Song by Drake

from the album Scorpion
- Recorded: 2018
- Genre: Hip hop; trap;
- Length: 2:44
- Label: OVO Sound; Cash Money; Young Money;
- Songwriter(s): Aubrey Graham; Max Eberhardt;
- Producer(s): ModMaxx;

= Can't Take a Joke =

"Can't Take a Joke" is a song by Canadian rapper Drake from his album, Scorpion (2018), the song has reached the top 20 in Canada and the United States.

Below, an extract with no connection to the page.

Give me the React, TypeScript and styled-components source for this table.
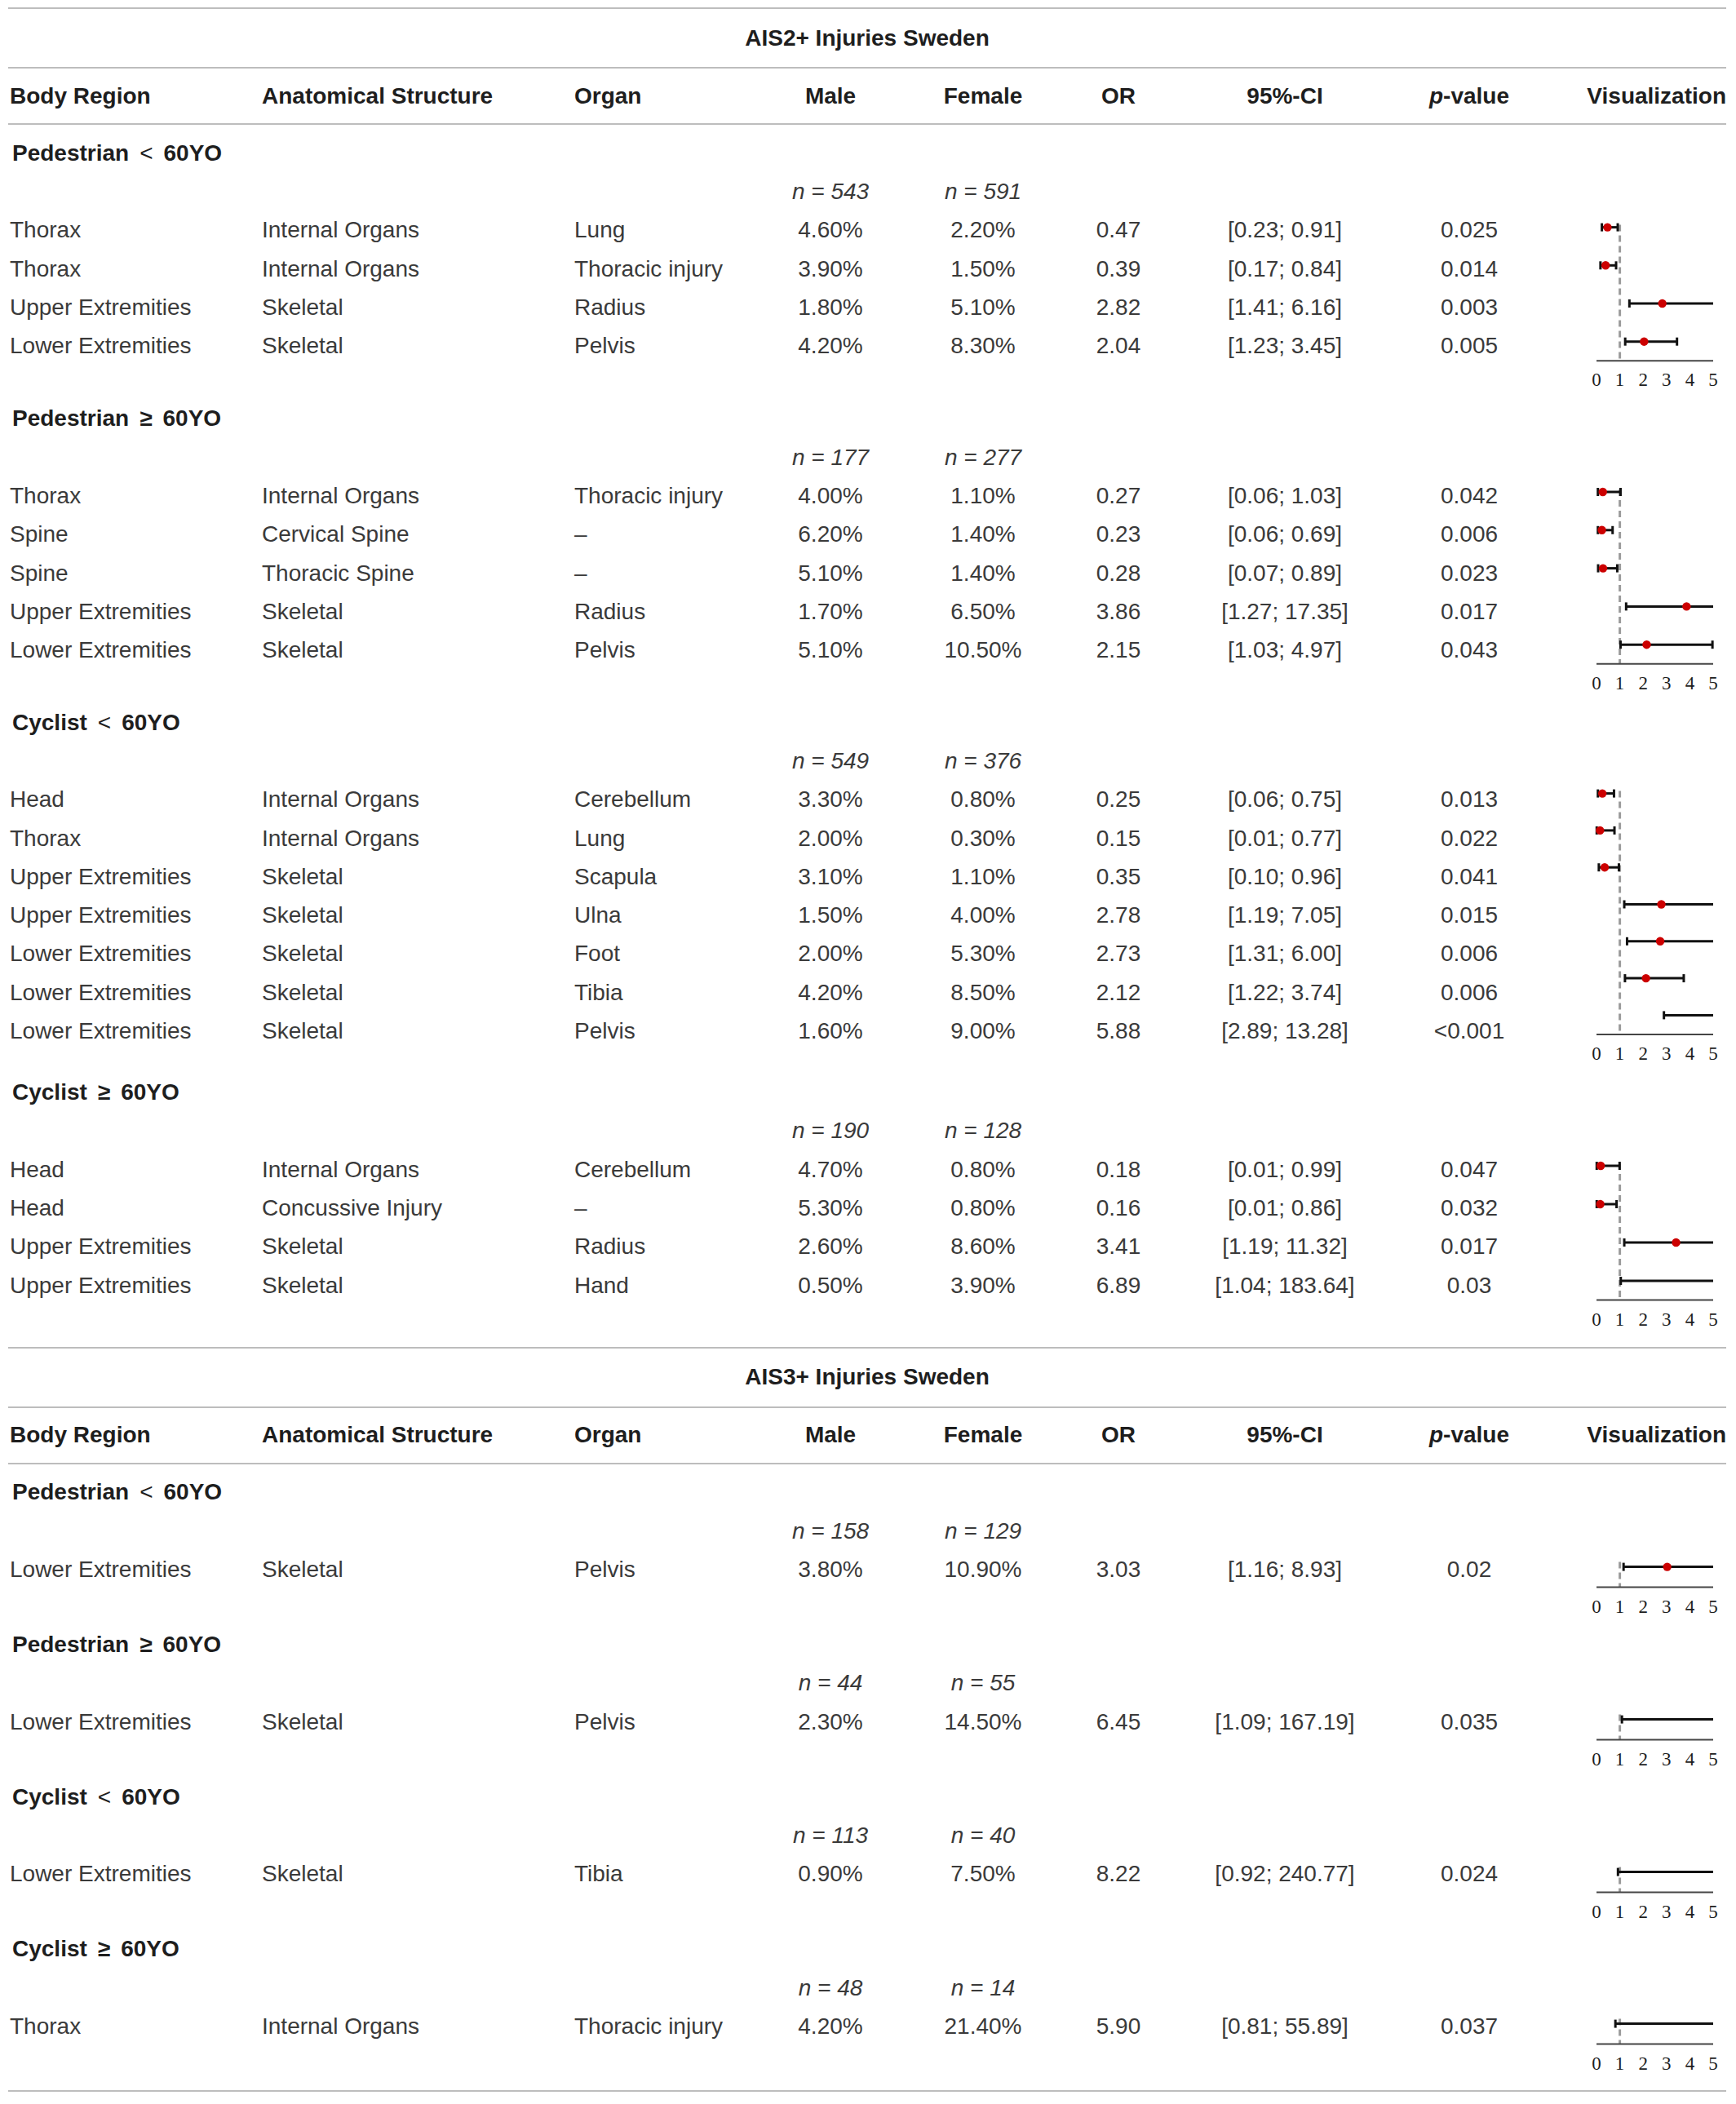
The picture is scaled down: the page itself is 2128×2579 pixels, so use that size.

==Commercial performance==
===North America===
On July 14, 2018, "Can't Take a Joke" entered the charts at number 16 on the Billboard Canadian Hot 100 and remained in the top 100 until August 4, 2018. The song spent four weeks on the US Billboard Hot 100, entering the charts at number 18, its immediate peak, on July 14, 2018.

===Internationally===
The song has peaked in the top 40 in Australia and Portugal, and has charted in France, Greece, the Netherlands, Slovakia, and Sweden.

==Charts==

| Chart (2018) | Peak position |
|---|---|
| Australia (ARIA) | 36 |
| Canada (Canadian Hot 100) | 16 |
| France (SNEP) | 132 |
| Greece International Digital Singles (IFPI) | 61 |
| Netherlands (Single Top 100) | 60 |
| Portugal (AFP) | 38 |
| Slovakia (Singles Digitál Top 100) | 76 |
| Sweden (Sverigetopplistan) | 75 |
| UK Audio Streaming (OCC) | 16 |
| US Billboard Hot 100 | 18 |
| US Hot R&B/Hip-Hop Songs (Billboard) | 16 |

==Certifications==

| Region | Certification | Certified units/sales |
| Australia (ARIA) | Gold | 35,000^{‡} |
| Canada (Music Canada) | Gold | 40,000^{‡} |
| United Kingdom (BPI) | Silver | 200,000^{‡} |
^{‡} Sales+streaming figures based on certification alone.